> WHAT YOU NEED TO DO
From the entries that follow, pick out all lines holding "with".

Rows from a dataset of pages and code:
***
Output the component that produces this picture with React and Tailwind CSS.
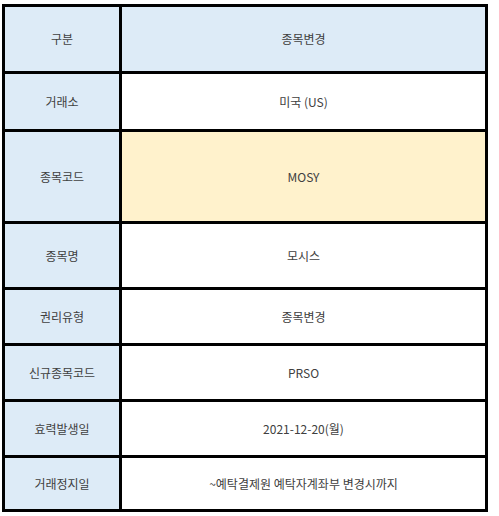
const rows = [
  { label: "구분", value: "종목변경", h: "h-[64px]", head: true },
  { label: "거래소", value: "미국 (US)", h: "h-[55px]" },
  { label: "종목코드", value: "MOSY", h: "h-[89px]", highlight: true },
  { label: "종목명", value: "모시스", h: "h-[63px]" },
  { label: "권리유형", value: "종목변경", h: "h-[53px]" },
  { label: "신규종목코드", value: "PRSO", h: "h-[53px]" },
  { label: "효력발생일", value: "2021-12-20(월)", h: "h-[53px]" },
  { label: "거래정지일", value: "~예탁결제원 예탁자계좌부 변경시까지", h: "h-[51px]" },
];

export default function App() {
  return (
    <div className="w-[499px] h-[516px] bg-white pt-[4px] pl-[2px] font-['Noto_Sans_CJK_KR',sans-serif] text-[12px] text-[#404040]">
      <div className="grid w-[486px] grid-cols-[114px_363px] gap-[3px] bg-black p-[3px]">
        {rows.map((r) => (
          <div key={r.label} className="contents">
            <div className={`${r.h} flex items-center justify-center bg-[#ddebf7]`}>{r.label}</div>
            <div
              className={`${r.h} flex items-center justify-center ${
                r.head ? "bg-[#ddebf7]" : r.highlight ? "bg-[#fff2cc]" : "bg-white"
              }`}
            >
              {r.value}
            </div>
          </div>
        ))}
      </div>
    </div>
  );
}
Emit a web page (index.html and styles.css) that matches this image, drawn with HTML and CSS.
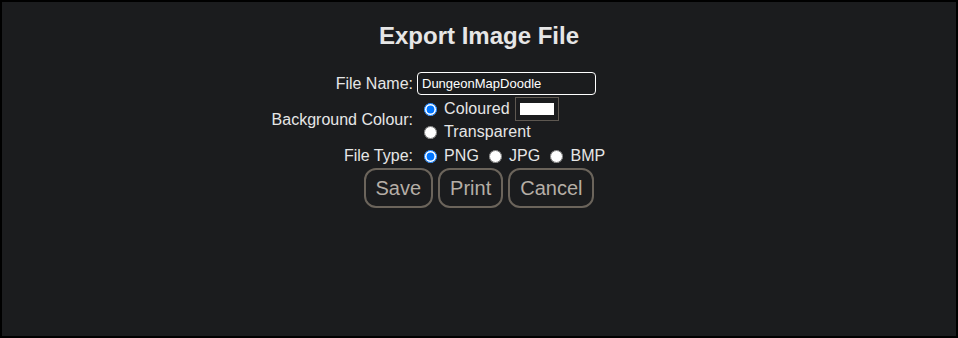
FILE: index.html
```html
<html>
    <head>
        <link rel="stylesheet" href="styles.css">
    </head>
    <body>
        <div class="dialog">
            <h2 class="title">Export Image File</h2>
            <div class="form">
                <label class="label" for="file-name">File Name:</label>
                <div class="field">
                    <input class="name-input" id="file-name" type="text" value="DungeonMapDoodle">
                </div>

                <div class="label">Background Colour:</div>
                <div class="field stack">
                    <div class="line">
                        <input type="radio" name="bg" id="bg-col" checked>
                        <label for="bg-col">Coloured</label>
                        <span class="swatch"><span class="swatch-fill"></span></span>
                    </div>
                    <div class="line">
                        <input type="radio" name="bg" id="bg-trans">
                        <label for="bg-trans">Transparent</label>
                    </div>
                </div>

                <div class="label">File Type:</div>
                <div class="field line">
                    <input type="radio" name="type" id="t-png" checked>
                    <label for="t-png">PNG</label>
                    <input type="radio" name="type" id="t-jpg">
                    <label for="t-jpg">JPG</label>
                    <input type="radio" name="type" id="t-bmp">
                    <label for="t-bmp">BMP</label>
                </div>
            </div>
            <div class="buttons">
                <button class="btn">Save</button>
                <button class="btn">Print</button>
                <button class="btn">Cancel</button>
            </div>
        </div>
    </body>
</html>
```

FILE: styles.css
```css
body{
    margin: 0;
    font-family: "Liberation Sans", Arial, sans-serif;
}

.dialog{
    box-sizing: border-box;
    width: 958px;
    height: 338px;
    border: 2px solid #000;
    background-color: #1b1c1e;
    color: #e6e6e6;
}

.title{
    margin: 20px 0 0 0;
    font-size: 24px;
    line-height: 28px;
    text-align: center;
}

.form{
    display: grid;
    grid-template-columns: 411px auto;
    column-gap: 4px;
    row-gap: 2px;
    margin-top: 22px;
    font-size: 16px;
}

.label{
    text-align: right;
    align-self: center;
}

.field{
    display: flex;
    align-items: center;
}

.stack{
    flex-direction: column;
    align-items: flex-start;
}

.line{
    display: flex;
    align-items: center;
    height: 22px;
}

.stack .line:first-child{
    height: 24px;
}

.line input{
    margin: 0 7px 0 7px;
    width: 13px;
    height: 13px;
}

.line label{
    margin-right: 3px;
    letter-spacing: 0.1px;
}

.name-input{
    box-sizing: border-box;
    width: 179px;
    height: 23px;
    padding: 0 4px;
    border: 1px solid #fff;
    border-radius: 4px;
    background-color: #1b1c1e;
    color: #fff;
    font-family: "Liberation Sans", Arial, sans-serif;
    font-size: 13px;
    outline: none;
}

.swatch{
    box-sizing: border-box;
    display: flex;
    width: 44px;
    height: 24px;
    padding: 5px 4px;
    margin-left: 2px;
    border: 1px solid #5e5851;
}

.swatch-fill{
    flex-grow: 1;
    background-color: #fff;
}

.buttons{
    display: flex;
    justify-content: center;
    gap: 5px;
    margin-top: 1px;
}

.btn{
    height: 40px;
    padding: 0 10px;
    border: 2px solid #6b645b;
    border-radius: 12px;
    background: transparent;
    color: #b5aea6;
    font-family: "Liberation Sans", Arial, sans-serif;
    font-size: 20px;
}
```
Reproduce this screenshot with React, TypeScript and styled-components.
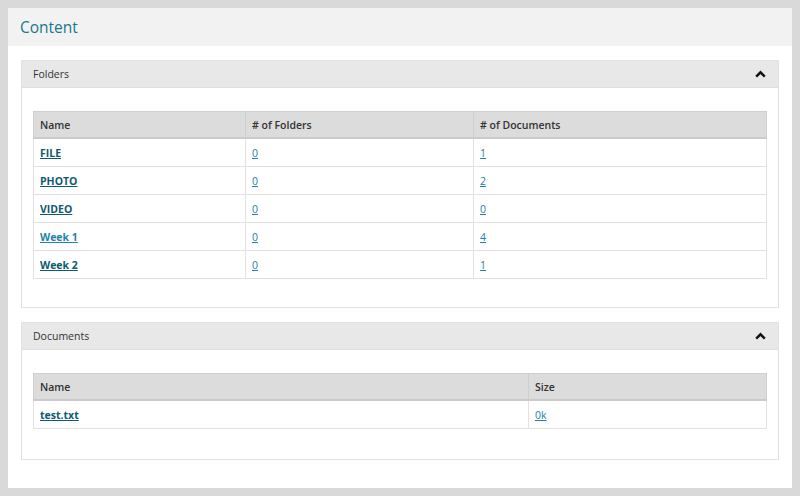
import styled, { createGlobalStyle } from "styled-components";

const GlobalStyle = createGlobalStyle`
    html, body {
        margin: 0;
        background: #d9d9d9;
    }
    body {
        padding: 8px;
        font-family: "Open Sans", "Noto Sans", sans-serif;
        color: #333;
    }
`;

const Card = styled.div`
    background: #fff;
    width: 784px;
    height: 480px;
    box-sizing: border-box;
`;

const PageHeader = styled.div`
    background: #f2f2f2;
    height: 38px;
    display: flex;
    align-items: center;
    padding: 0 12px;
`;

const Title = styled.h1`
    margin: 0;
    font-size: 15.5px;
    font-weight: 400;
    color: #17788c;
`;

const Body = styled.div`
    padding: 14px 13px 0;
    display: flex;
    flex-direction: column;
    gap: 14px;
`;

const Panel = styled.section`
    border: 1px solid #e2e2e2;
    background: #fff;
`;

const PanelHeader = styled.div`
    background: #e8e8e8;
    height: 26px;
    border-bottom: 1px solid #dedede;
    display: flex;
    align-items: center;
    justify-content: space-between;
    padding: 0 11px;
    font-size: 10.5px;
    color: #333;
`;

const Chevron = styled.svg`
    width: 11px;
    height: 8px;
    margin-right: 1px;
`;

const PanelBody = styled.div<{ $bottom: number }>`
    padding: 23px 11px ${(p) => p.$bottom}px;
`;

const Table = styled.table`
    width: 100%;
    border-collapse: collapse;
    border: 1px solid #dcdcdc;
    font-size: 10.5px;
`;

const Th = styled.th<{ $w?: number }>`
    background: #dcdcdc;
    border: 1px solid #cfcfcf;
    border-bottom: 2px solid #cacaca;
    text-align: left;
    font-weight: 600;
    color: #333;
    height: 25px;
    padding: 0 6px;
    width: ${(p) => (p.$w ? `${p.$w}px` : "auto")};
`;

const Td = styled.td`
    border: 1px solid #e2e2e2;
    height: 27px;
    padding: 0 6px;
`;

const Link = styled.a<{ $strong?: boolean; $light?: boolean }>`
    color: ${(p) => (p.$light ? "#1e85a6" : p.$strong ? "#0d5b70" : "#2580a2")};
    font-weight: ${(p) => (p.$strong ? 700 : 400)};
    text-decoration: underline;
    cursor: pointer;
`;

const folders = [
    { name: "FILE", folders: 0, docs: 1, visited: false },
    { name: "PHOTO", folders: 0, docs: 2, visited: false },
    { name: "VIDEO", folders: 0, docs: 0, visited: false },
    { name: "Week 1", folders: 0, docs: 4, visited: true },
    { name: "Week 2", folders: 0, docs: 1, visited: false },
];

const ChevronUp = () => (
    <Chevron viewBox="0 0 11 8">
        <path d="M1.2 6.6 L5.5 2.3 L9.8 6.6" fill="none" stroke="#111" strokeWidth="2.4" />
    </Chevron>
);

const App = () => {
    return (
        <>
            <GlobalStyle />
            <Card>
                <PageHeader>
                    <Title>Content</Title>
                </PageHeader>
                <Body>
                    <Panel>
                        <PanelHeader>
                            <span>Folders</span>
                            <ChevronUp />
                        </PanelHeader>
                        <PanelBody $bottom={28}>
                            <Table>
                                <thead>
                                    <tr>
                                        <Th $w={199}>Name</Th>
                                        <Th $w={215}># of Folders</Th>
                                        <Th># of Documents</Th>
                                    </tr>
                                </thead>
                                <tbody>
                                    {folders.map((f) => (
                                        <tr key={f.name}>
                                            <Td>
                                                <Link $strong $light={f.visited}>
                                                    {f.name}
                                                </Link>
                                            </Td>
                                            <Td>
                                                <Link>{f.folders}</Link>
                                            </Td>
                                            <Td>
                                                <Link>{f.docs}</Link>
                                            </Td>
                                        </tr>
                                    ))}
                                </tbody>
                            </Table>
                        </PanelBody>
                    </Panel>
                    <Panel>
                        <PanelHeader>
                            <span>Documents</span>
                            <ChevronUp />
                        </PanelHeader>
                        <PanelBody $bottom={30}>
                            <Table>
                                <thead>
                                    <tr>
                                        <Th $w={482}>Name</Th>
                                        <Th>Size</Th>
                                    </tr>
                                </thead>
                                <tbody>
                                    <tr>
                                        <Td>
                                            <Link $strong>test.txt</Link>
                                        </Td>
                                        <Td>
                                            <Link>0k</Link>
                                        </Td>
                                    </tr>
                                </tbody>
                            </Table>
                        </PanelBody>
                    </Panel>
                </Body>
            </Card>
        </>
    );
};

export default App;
***
> TASK ANSWER
Output the component that produces this picture with React and Tailwind CSS.
Emit a web page (index.html and styles.css) that matches this image, drawn with HTML and CSS.
Reproduce this screenshot with React, TypeScript and styled-components.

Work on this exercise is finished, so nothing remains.